Speaking at the Modern Methods of Construction conference, organised by Construction News, Mr Martin called for the Code for Sustainable Homes model to be used to produce separate benchmarks for all sectors, such as education and health.
The code, which was introduced by the Government in December 2006, sets a national standard and measures the sustainability of a new home against various categories of sustainable design, rating the whole home as a complete package. It will become mandatory for all new homes from May.
Mr Martin said: "We have a code for sustainable homes, which is great, and now we are moving toward a general code for sustainable non-dwellings. We need to break that up into sectors, though.
"I want to see the Government develop a sustainable code, say, simply for schools."
In an attempt to address the need for sustainable innovation, Willmott Dixon has created an in-house sustainability consultancy – known as Re-thinking – which now advises on all its projects.
Mr Martin said: "I decided if we were going to be a more sustainable company we needed to fundamentally re-think our approach."
Part of that "re-thinking" included investigating the need for more intense post occupancy evaluation, an element of the development process he says is severely lacking.
Post occupancy evaluation involves the systematic evaluation of results and opinions regarding buildings in use, from the perspective of the people who use them.
Mr Martin said: "To me there are definitely positive and negative reasons for looking at post occupancy evaluation.
"But development is also about the people. Are the people in these buildings happy and healthy?"

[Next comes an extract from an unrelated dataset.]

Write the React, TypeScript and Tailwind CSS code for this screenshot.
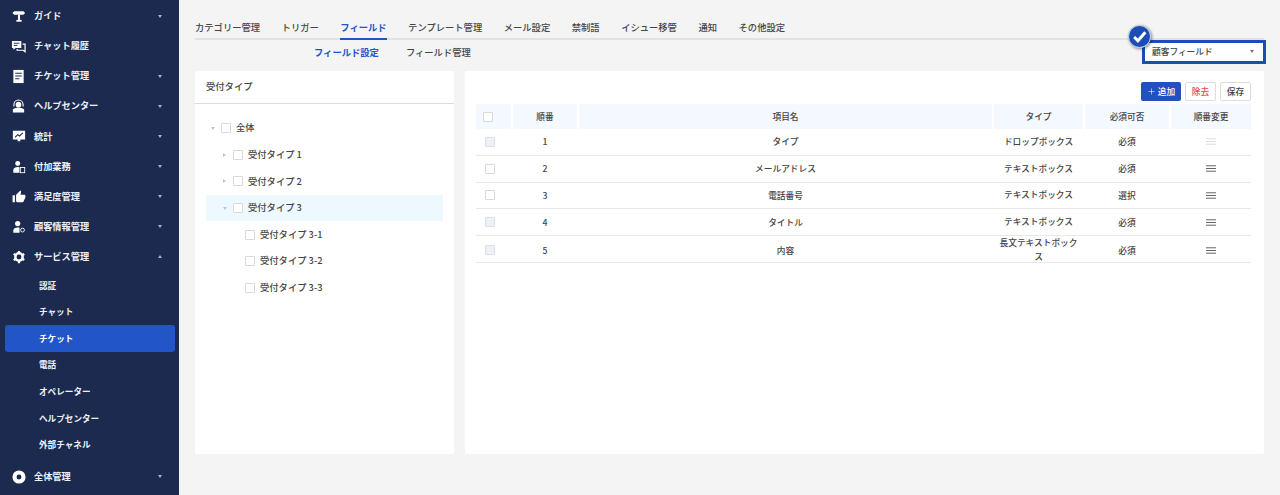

He added: "How are we going to achieve Gordon Brown’s (zero carbon) targets without post occupancy evaluation?"
But Taylor Woodrow’s technical director Rennie Chadwick said that type of evaluation was generally extremely challenging for the construction sector to undertake. Dr Chadwick said: "It is notoriously difficult to do.
"One of the problems is getting the users to be able to tell us. Some can - the big retailers know the value of every new supermarket they get - but the challenge for us is to try and winkle that information out of our users."
And he admitted: "Within our organisation, I will be frank about it, it is difficult to get that learning built back into the design."